Et dans ces Méditations j'ai de vrai supposé que je ne les connaissais pas bien encore, mais non pas que pour cela il n'y en eût point; car la manière d'écrire analytique que j'y ai suivie permet de faire quelquefois des suppositions lorsqu'on n'a pas encore assez soigneusement examiné les choses, comme il a paru dans la première Méditation, où j'avais supposé beaucoup de choses que j'ai depuis réfutées dans les suivantes. Et certes ce n'a point été ici mon dessein de rien définir touchant la nature des accidents, mais j'ai seulement proposé ce qui m'a semblé d'eux de prime abord; et enfin, de ce que j'ai dit que les modes ne sauraient être conçus sans quelque substance en laquelle ils résident, on ne doit pas inférer que j'aie nié que par la toute-puissance de Dieu ils en puissent être séparés, parce que je tiens pour très-assuré et crois fermement que Dieu peut faire une infinité de choses que nous ne sommes pas capables d'entendre ni de concevoir.

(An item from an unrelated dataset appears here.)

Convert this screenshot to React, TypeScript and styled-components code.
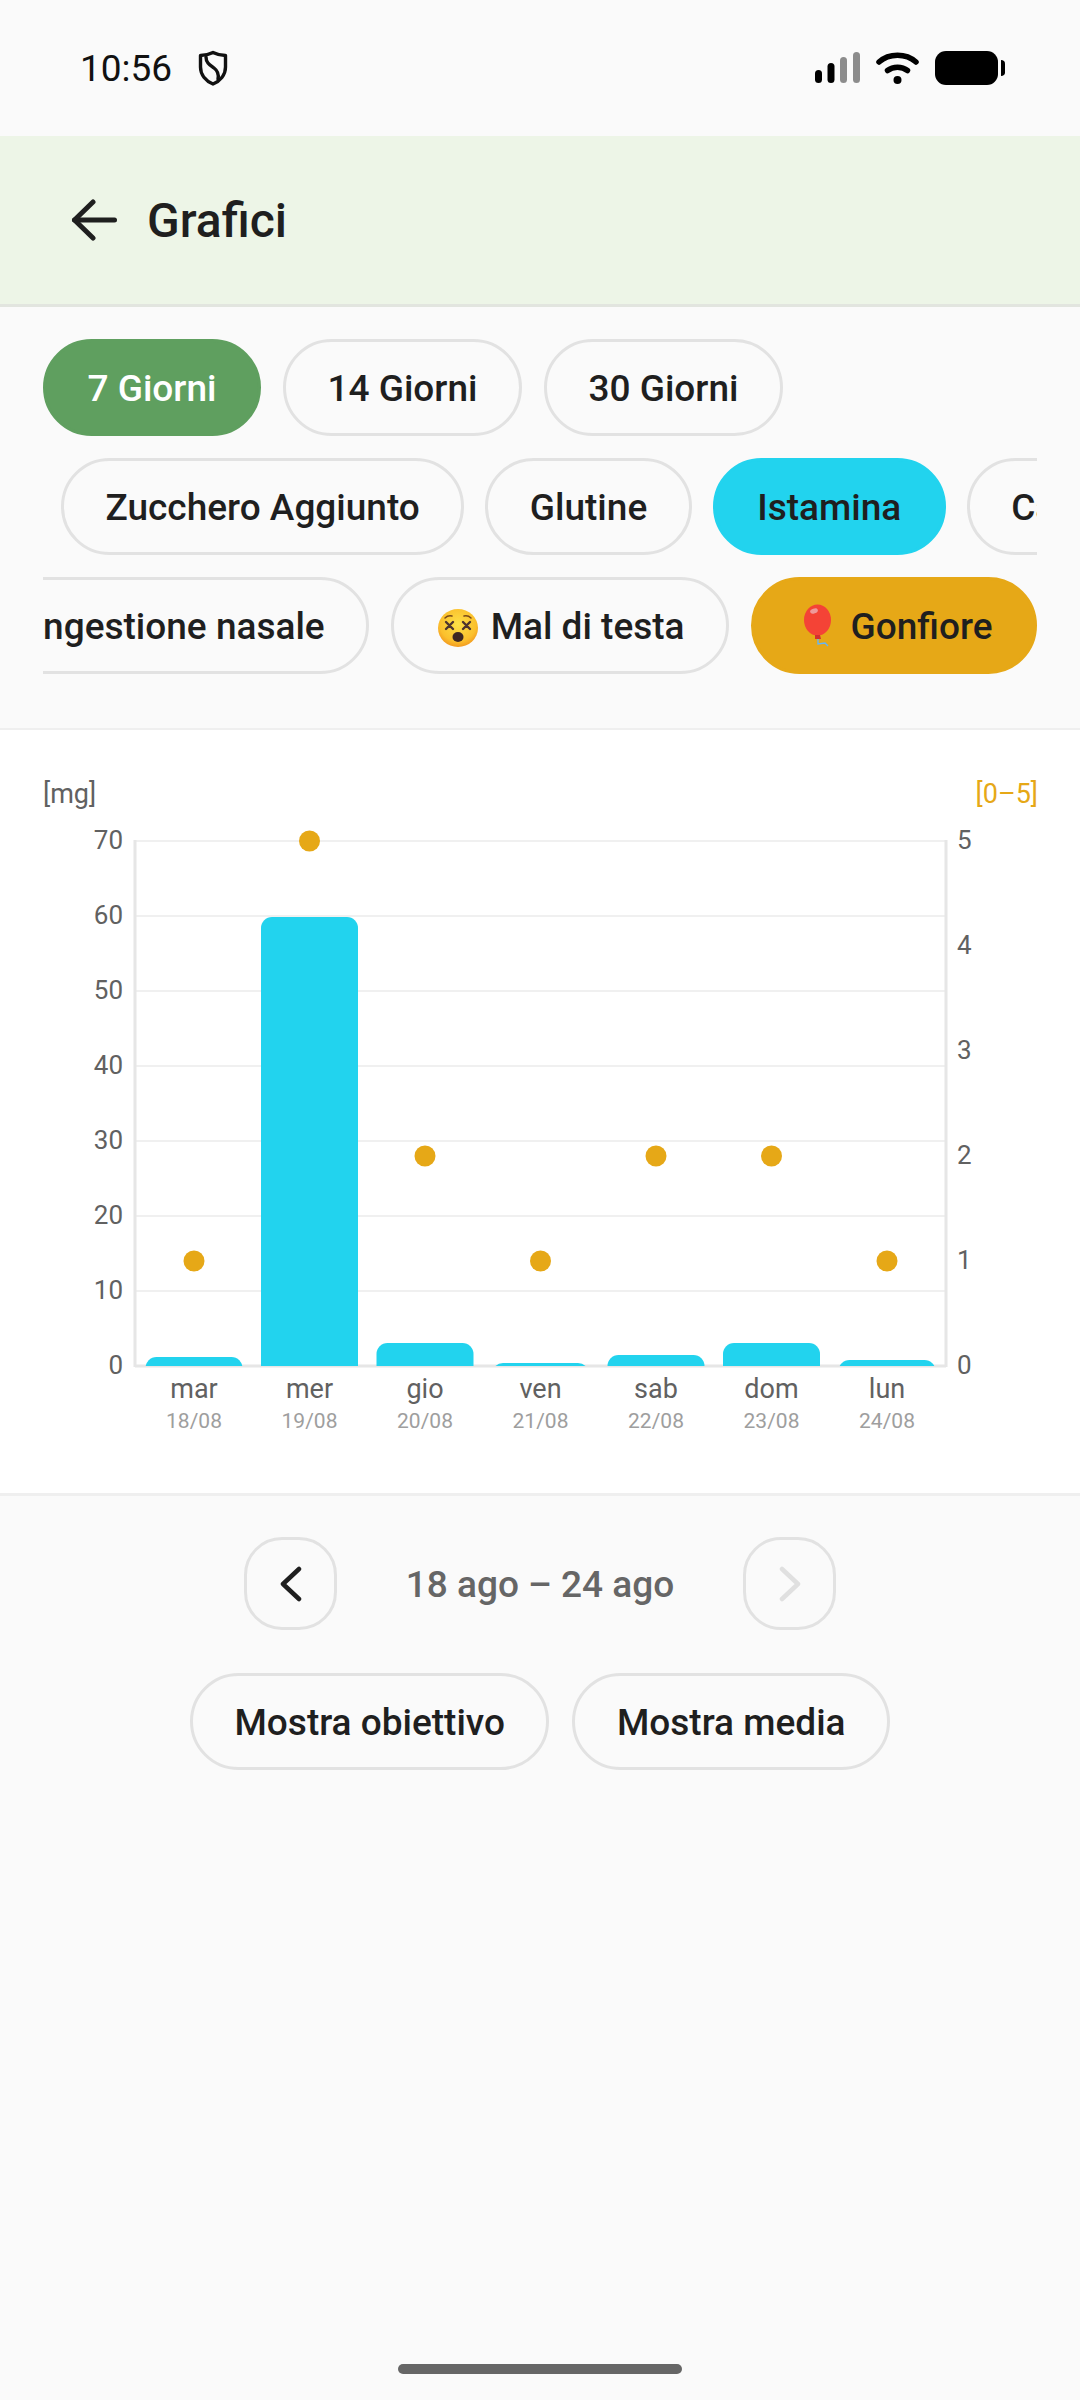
import React from 'react';
import styled, { createGlobalStyle } from 'styled-components';

const GlobalStyle = createGlobalStyle`
  html, body {
    margin: 0;
    padding: 0;
    background: #fafafa;
  }
  * {
    box-sizing: border-box;
  }
`;

const Screen = styled.div`
  position: relative;
  width: 1080px;
  height: 2400px;
  overflow: hidden;
  background: #fafafa;
  font-family: Roboto, "Liberation Sans", sans-serif;
  color: #1f1f1f;
`;

const StatusBar = styled.div`
  height: 136px;
  display: flex;
  align-items: center;
  justify-content: space-between;
  padding: 0 75px 0 80px;
`;

const StatusLeft = styled.div`
  display: flex;
  align-items: center;
  gap: 26px;
`;

const StatusRight = styled.div`
  display: flex;
  align-items: center;
  gap: 16px;
`;

const Clock = styled.span`
  font-size: 37px;
  color: #111;
`;

const Header = styled.header`
  height: 171px;
  display: flex;
  align-items: center;
  gap: 30px;
  padding-left: 71px;
  background: #edf5e7;
  border-bottom: 3px solid #e2e5df;
`;

const Title = styled.h1`
  margin: 0;
  font-size: 48px;
  font-weight: 500;
  color: #1f1f1f;
`;

const Filters = styled.section`
  height: 423px;
  padding: 32px 43px 0;
  display: flex;
  flex-direction: column;
  gap: 22px;
  border-bottom: 2px solid #efefef;
`;

const ChipRow = styled.div<{ $align?: string; $offset?: number; $gap?: number }>`
  display: flex;
  gap: ${({ $gap }) => $gap || 22}px;
  overflow: hidden;
  justify-content: ${({ $align }) => $align || 'flex-start'};
  padding-left: ${({ $offset }) => $offset || 0}px;
`;

const Chip = styled.button<{ $fill?: string; $light?: boolean }>`
  flex-shrink: 0;
  height: 97px;
  padding: 2px 41.5px 0;
  display: flex;
  align-items: center;
  gap: 11px;
  border-radius: 48.5px;
  border: 3px solid ${({ $fill }) => $fill || '#e2e2e2'};
  background: ${({ $fill }) => $fill || 'transparent'};
  color: ${({ $light }) => ($light ? '#ffffff' : '#1f1f1f')};
  font-family: inherit;
  font-size: 37px;
  font-weight: 500;
  white-space: nowrap;
`;

const ChartCard = styled.section`
  height: 766px;
  background: #ffffff;
  border-bottom: 3px solid #efefef;
`;

const ChartSvg = styled.svg`
  display: block;
`;

const AxisText = styled.text`
  font-family: Roboto, "Liberation Sans", sans-serif;
  font-size: 26px;
  fill: #616161;
`;

const DayText = styled(AxisText)`
  font-size: 27px;
`;

const UnitText = styled(AxisText)<{ $amber?: boolean }>`
  font-size: 27px;
  fill: ${({ $amber }) => ($amber ? '#e6a817' : '#616161')};
`;

const DateText = styled(AxisText)`
  font-size: 21px;
  fill: #9e9e9e;
`;

const PeriodNav = styled.div`
  margin-top: 41px;
  display: flex;
  justify-content: center;
  align-items: center;
  gap: 68px;
`;

const NavButton = styled.button`
  width: 93px;
  height: 93px;
  padding: 0;
  display: flex;
  align-items: center;
  justify-content: center;
  border-radius: 38px;
  border: 3px solid #e2e2e2;
  background: transparent;
`;

const PeriodLabel = styled.span`
  width: 270px;
  padding-top: 2px;
  text-align: center;
  font-size: 37px;
  font-weight: 500;
  color: #666666;
  white-space: nowrap;
`;

const Toggles = styled.div`
  margin-top: 43px;
  display: flex;
  justify-content: center;
  gap: 23px;
`;

const HomeBar = styled.div`
  position: absolute;
  left: 398px;
  bottom: 26px;
  width: 284px;
  height: 10px;
  border-radius: 5px;
  background: #666666;
`;

const yTicks = [0, 10, 20, 30, 40, 50, 60, 70];
const rightTicks = [0, 1, 2, 3, 4, 5];

const days = [
  { name: 'mar', date: '18/08', top: 1357, score: 1 },
  { name: 'mer', date: '19/08', top: 917, score: 5 },
  { name: 'gio', date: '20/08', top: 1343, score: 2 },
  { name: 'ven', date: '21/08', top: 1363, score: 1 },
  { name: 'sab', date: '22/08', top: 1355, score: 2 },
  { name: 'dom', date: '23/08', top: 1343, score: 2 },
  { name: 'lun', date: '24/08', top: 1360, score: 1 },
];

// chart coordinates are relative to the top of the card (y = 730 on the page)
const CARD_TOP = 730;
const PLOT_LEFT = 135;
const PLOT_RIGHT = 946;
const PLOT_BOTTOM = 1366 - CARD_TOP;
const PLOT_TOP = 841 - CARD_TOP;
const FIRST_X = 194;
const STEP = 115.5;

const Chart = () => (
  <ChartSvg width={1080} height={763} viewBox="0 0 1080 763">
    <defs>
      <clipPath id="plot-clip">
        <rect x={PLOT_LEFT} y={PLOT_TOP - 20} width={PLOT_RIGHT - PLOT_LEFT} height={PLOT_BOTTOM - PLOT_TOP + 20} />
      </clipPath>
    </defs>

    <UnitText x={43} y={73}>[mg]</UnitText>
    <UnitText x={1038} y={73} textAnchor="end" $amber>[0–5]</UnitText>

    {yTicks.map((t) => {
      const y = PLOT_BOTTOM - t * 7.5;
      return (
        <g key={t}>
          {t > 0 && <line x1={PLOT_LEFT} x2={PLOT_RIGHT} y1={y} y2={y} stroke="#f0f0f0" strokeWidth={2} />}
          <AxisText x={123} y={y + 8} textAnchor="end">{t}</AxisText>
        </g>
      );
    })}
    <line x1={PLOT_LEFT} x2={PLOT_LEFT} y1={PLOT_TOP - 1} y2={PLOT_BOTTOM + 1} stroke="#e6e6e6" strokeWidth={3} />
    <line x1={PLOT_RIGHT} x2={PLOT_RIGHT} y1={PLOT_TOP - 1} y2={PLOT_BOTTOM + 1} stroke="#e6e6e6" strokeWidth={3} />
    <line x1={PLOT_LEFT} x2={PLOT_RIGHT} y1={PLOT_BOTTOM} y2={PLOT_BOTTOM} stroke="#e6e6e6" strokeWidth={3} />

    {rightTicks.map((t) => (
      <AxisText key={t} x={957} y={PLOT_BOTTOM - t * 105 + 8}>{t}</AxisText>
    ))}

    {days.map((d, i) => {
      const cx = FIRST_X + STEP * i;
      return (
        <g key={d.name}>
          <g clipPath="url(#plot-clip)">
            <rect x={cx - 48.5} y={d.top - CARD_TOP} width={97} height={PLOT_BOTTOM - d.top + CARD_TOP + 20} rx={11} fill="#22d3ee" />
          </g>
          <circle cx={cx} cy={PLOT_BOTTOM - d.score * 105} r={10.5} fill="#e6a817" />
          <DayText x={cx} y={668} textAnchor="middle">{d.name}</DayText>
          <DateText x={cx} y={698} textAnchor="middle">{d.date}</DateText>
        </g>
      );
    })}
  </ChartSvg>
);

const ShieldIcon = () => (
  <svg width="30" height="36" viewBox="0 0 30 36" fill="none" stroke="#111" strokeWidth="3.4" strokeLinejoin="round" strokeLinecap="round">
    <path d="M15 2.5 C19 4.5 23 5.5 27.5 5.5 V17 C27.5 25 22 31 15 34 C8 31 2.5 25 2.5 17 V5.5 C7 5.5 11 4.5 15 2.5 Z" />
    <path d="M8 7 C8 13 12 15 16 18 C20 21 21 24 20 29" />
  </svg>
);

const SignalIcon = () => (
  <svg width="45" height="34" viewBox="0 0 45 34">
    <rect x="0" y="19" width="7" height="13" rx="3.5" fill="#000" />
    <rect x="12.5" y="12" width="7" height="20" rx="3.5" fill="#000" />
    <rect x="25" y="6" width="7" height="26" rx="3.5" fill="#8c8c8c" />
    <rect x="38" y="1" width="7" height="31" rx="3.5" fill="#8c8c8c" />
  </svg>
);

const WifiIcon = () => (
  <svg width="43" height="34" viewBox="0 0 43 34" fill="none" stroke="#000" strokeWidth="5.5" strokeLinecap="round">
    <path d="M3 11 C13 2 30 2 40 11" />
    <path d="M11.5 19.5 C17 15 26 15 31.5 19.5" />
    <circle cx="21.5" cy="29" r="4" fill="#000" stroke="none" />
  </svg>
);

const BatteryIcon = () => (
  <svg width="70" height="36" viewBox="0 0 70 36">
    <rect x="0" y="1" width="63" height="34" rx="11" fill="#000" />
    <path d="M66 10 C68.5 10 70 11.5 70 13.5 V22.5 C70 24.5 68.5 26 66 26 Z" fill="#000" />
  </svg>
);

const BackIcon = () => (
  <svg width="46" height="42" viewBox="0 0 46 42" fill="none" stroke="#1f1f1f" strokeWidth="5" strokeLinecap="round" strokeLinejoin="round">
    <path d="M43.5 21 H3.5" />
    <path d="M22 3 L3.5 21 L22 39" />
  </svg>
);

const Chevron = ({ flip, color }: { flip?: boolean; color: string }) => (
  <svg width="22" height="36" viewBox="0 0 22 36" fill="none" stroke={color} strokeWidth="4.5" strokeLinecap="round" strokeLinejoin="round">
    <path d={flip ? 'M3 3 L19 18 L3 33' : 'M19 3 L3 18 L19 33'} />
  </svg>
);

const DizzyFace = () => (
  <svg width="44" height="44" viewBox="0 0 44 44">
    <defs>
      <radialGradient id="face-fill" cx="50%" cy="40%" r="60%">
        <stop offset="0%" stopColor="#fde047" />
        <stop offset="75%" stopColor="#fbc02d" />
        <stop offset="100%" stopColor="#f29a1f" />
      </radialGradient>
    </defs>
    <ellipse cx="22" cy="23" rx="20" ry="19" fill="url(#face-fill)" />
    <path d="M9 13 Q12 10 16 11 M28 11 Q32 10 35 13" stroke="#7a4a1a" strokeWidth="1.5" fill="none" strokeLinecap="round" />
    <path d="M10 17 L17 24 M17 17 L10 24 M27 17 L34 24 M34 17 L27 24" stroke="#4e342e" strokeWidth="2.4" strokeLinecap="round" />
    <ellipse cx="22" cy="32" rx="5.5" ry="5" fill="#3e2723" />
  </svg>
);

const Balloon = () => (
  <svg width="44" height="46" viewBox="0 0 44 46">
    <ellipse cx="21.5" cy="16" rx="13.5" ry="15.5" fill="#f44336" />
    <path d="M19 31 L24 31 L25 35 L19 35 Z" fill="#d32f2f" />
    <ellipse cx="18" cy="7" rx="4" ry="2.5" fill="#ef9a9a" transform="rotate(-20 18 7)" />
    <path d="M22 35 L22 40 L29 39 L32 42" stroke="#64b5f6" strokeWidth="1.4" fill="none" />
  </svg>
);

const App = () => (
  <Screen>
    <GlobalStyle />
    <StatusBar>
      <StatusLeft>
        <Clock>10:56</Clock>
        <ShieldIcon />
      </StatusLeft>
      <StatusRight>
        <SignalIcon />
        <WifiIcon />
        <BatteryIcon />
      </StatusRight>
    </StatusBar>

    <Header>
      <BackIcon />
      <Title>Grafici</Title>
    </Header>

    <Filters>
      <ChipRow>
        <Chip $fill="#5f9f5f" $light>7 Giorni</Chip>
        <Chip>14 Giorni</Chip>
        <Chip>30 Giorni</Chip>
      </ChipRow>
      <ChipRow $offset={18} $gap={21}>
        <Chip>Zucchero Aggiunto</Chip>
        <Chip>Glutine</Chip>
        <Chip $fill="#22d3ee">Istamina</Chip>
        <Chip>Caffeina</Chip>
      </ChipRow>
      <ChipRow $align="flex-end">
        <Chip>Congestione nasale</Chip>
        <Chip><DizzyFace />Mal di testa</Chip>
        <Chip $fill="#e6a817"><Balloon />Gonfiore</Chip>
      </ChipRow>
    </Filters>

    <ChartCard>
      <Chart />
    </ChartCard>

    <PeriodNav>
      <NavButton><Chevron color="#1f1f1f" /></NavButton>
      <PeriodLabel>18 ago – 24 ago</PeriodLabel>
      <NavButton><Chevron flip color="#e0e0e0" /></NavButton>
    </PeriodNav>

    <Toggles>
      <Chip>Mostra obiettivo</Chip>
      <Chip>Mostra media</Chip>
    </Toggles>

    <HomeBar />
  </Screen>
);

export default App;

Mais, pour procéder ici avec plus de franchise, je ne dissimulerai point que je me persuade qu'il n'y a rien autre chose par quoi nos sens soient touchés que cette seule superficie qui est le terme des dimensions du corps qui est senti ou aperçu par les sens. Car c'est en la superficie seule que se fait le contact, lequel est si nécessaire pour le sentiment, que j'estime que sans lui pas un de nos sens ne pourrait être mû ; et je ne suis pas le seul de cette opinion: Aristote même et quantité d'autres philosophes avant moi en ont été. De sorte que, par exemple, le pain et le vin ne sont point aperçus par les sens, sinon en tant que leur superficie est touchée par l'organe du sens, ou immédiatement ou médiatement par le moyen de l'air ou des autres corps, comme je l'estime, ou bien, comme disent plusieurs philosophes, par le moyen des espèces intentionnelles.